WHAT NEEDS TO BE DONE — Print verbatim the opening line of the material and every subsequent line through the one containing "import clsx from".

-- Start --

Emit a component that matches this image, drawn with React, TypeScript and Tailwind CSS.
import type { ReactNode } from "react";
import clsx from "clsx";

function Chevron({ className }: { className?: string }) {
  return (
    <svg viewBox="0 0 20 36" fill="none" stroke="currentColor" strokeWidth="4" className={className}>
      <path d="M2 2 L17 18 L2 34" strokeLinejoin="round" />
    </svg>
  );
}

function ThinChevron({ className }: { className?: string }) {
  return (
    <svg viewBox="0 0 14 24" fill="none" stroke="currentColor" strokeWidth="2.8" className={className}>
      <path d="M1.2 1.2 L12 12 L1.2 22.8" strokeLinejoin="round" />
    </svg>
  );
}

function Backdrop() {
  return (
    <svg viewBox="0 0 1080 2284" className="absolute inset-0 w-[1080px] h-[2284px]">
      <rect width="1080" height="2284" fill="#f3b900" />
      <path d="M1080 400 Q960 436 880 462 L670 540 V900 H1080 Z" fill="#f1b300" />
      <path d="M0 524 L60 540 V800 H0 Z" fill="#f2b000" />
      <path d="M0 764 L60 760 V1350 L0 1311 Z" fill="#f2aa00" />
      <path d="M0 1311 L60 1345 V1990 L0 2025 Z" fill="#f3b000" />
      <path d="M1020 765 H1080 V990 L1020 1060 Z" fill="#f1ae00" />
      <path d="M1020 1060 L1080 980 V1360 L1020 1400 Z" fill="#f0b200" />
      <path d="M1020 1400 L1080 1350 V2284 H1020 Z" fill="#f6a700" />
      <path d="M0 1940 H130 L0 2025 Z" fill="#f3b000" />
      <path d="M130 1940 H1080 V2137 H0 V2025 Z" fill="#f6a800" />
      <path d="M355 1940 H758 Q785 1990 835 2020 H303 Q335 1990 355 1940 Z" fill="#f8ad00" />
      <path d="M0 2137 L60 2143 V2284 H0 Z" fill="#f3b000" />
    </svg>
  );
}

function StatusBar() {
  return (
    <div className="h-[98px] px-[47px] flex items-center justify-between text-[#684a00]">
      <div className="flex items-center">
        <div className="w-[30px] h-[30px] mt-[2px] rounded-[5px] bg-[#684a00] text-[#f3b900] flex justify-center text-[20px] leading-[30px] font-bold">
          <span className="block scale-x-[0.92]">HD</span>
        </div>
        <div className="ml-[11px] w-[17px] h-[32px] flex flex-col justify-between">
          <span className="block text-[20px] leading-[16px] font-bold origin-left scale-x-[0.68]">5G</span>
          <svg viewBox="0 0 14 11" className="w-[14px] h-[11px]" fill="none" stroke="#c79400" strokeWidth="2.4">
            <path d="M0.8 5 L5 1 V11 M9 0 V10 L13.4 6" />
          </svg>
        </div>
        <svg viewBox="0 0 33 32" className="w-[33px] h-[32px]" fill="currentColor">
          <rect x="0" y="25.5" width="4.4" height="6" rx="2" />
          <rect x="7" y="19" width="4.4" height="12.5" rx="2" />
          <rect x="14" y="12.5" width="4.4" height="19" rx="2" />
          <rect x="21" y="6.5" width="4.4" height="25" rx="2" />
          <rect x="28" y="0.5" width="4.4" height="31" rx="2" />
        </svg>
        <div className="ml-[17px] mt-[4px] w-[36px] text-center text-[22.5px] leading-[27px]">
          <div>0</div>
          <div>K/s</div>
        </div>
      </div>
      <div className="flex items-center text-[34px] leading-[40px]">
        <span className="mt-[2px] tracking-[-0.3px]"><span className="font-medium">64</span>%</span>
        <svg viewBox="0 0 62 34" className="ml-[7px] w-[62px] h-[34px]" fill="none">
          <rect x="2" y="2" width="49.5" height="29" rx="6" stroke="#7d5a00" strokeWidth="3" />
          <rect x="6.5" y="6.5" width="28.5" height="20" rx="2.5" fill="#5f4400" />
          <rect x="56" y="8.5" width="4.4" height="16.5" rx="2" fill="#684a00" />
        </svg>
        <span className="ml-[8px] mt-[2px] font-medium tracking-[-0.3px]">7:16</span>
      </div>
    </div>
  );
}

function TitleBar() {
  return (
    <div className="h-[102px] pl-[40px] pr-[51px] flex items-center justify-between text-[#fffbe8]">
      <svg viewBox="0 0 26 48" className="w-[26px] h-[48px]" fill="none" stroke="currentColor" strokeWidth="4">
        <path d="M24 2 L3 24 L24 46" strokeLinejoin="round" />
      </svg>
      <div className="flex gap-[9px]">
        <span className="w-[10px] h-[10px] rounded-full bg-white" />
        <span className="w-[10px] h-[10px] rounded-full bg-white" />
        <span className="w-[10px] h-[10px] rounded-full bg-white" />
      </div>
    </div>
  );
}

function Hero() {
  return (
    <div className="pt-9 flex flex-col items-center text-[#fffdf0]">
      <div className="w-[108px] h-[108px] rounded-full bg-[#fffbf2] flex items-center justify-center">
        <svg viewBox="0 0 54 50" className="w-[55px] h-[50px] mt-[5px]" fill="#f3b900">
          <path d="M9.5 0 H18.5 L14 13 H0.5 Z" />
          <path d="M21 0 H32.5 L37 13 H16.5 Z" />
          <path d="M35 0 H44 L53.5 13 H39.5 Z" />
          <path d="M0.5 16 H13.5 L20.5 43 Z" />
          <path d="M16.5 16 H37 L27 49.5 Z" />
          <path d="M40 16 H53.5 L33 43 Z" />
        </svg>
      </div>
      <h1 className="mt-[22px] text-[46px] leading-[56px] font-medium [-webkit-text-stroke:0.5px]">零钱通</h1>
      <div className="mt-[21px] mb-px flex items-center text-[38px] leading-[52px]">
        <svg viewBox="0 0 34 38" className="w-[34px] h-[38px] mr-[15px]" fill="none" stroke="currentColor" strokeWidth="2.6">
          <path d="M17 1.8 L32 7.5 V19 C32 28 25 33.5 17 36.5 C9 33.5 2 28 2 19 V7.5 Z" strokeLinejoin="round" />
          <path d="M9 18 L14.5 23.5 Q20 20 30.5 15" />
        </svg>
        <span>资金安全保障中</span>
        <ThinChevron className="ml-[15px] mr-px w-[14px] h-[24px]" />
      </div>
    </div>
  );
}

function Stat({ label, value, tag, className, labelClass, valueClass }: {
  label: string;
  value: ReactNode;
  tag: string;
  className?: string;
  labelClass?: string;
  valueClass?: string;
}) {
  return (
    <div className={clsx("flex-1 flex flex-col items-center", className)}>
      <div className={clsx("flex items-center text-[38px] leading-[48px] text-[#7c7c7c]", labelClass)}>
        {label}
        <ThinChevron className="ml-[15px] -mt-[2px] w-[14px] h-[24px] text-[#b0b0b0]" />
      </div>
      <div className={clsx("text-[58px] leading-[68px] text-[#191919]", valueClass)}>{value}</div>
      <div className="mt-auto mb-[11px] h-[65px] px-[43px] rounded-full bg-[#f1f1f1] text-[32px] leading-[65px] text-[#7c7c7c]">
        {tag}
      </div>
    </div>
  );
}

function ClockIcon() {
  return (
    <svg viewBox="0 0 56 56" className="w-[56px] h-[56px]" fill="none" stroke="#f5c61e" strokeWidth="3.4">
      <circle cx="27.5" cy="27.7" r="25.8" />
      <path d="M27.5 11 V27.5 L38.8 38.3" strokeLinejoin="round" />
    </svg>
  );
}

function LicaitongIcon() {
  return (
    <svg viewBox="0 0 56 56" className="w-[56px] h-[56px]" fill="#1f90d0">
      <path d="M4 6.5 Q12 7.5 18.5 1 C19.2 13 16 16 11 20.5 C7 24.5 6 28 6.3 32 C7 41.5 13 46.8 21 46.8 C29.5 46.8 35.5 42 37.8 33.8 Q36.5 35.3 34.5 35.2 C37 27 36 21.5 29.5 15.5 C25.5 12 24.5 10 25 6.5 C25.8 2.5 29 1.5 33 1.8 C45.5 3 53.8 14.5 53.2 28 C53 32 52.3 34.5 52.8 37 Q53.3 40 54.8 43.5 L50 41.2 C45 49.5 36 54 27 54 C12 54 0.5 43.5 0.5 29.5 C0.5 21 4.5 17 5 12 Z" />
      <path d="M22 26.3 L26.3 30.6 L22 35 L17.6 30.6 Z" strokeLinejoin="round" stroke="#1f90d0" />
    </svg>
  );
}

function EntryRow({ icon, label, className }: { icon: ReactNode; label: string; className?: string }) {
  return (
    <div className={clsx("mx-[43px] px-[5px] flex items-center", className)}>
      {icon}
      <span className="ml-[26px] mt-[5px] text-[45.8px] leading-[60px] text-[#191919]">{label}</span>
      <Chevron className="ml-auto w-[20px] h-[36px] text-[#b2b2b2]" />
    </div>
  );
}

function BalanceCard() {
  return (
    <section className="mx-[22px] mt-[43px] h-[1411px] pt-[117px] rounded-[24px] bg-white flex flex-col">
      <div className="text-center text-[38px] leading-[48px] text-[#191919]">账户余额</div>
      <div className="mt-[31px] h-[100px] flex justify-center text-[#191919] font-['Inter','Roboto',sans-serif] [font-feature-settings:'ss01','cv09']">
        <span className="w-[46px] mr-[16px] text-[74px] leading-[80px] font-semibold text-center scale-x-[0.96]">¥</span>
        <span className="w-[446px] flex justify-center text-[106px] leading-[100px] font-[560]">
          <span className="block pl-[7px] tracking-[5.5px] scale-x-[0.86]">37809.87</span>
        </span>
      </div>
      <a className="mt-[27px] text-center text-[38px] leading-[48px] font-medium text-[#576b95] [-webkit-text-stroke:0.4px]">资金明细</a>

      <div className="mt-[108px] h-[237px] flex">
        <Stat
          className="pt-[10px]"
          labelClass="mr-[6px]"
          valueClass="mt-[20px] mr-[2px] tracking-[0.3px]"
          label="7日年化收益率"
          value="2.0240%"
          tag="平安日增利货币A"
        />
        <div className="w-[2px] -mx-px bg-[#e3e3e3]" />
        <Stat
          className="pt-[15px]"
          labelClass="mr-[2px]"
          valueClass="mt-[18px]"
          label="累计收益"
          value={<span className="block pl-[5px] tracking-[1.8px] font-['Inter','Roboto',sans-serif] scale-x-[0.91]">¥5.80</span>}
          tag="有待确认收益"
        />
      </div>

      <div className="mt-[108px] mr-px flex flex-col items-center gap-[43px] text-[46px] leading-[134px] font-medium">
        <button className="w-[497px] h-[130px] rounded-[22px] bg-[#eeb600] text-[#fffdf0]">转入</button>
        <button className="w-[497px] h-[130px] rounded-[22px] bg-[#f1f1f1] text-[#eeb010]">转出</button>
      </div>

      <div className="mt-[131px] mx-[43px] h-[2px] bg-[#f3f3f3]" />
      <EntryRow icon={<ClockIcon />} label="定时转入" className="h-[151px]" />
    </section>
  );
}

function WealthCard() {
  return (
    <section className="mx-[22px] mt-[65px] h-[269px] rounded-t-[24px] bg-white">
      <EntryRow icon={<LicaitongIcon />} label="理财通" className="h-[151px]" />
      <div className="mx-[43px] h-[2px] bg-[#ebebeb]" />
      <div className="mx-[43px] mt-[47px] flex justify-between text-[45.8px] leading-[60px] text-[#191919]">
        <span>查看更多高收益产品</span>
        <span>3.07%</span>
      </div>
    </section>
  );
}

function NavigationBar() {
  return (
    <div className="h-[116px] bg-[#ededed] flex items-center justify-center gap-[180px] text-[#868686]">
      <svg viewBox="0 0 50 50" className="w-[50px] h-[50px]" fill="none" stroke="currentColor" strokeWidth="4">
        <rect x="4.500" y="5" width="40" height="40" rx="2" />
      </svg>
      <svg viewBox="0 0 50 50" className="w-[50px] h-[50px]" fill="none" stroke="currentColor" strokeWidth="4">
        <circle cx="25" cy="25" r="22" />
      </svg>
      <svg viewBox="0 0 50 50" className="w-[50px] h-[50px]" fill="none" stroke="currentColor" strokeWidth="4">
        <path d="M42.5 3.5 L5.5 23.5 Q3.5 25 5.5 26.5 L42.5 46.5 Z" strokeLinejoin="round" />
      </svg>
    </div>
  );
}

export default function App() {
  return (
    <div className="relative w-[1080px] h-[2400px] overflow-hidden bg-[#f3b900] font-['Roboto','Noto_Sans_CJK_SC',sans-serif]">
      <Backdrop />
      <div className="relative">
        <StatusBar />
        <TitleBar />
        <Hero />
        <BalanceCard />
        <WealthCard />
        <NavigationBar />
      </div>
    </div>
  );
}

-- End --

ANSWER —
Emit a component that matches this image, drawn with React, TypeScript and Tailwind CSS.
import type { ReactNode } from "react";
import clsx from "clsx";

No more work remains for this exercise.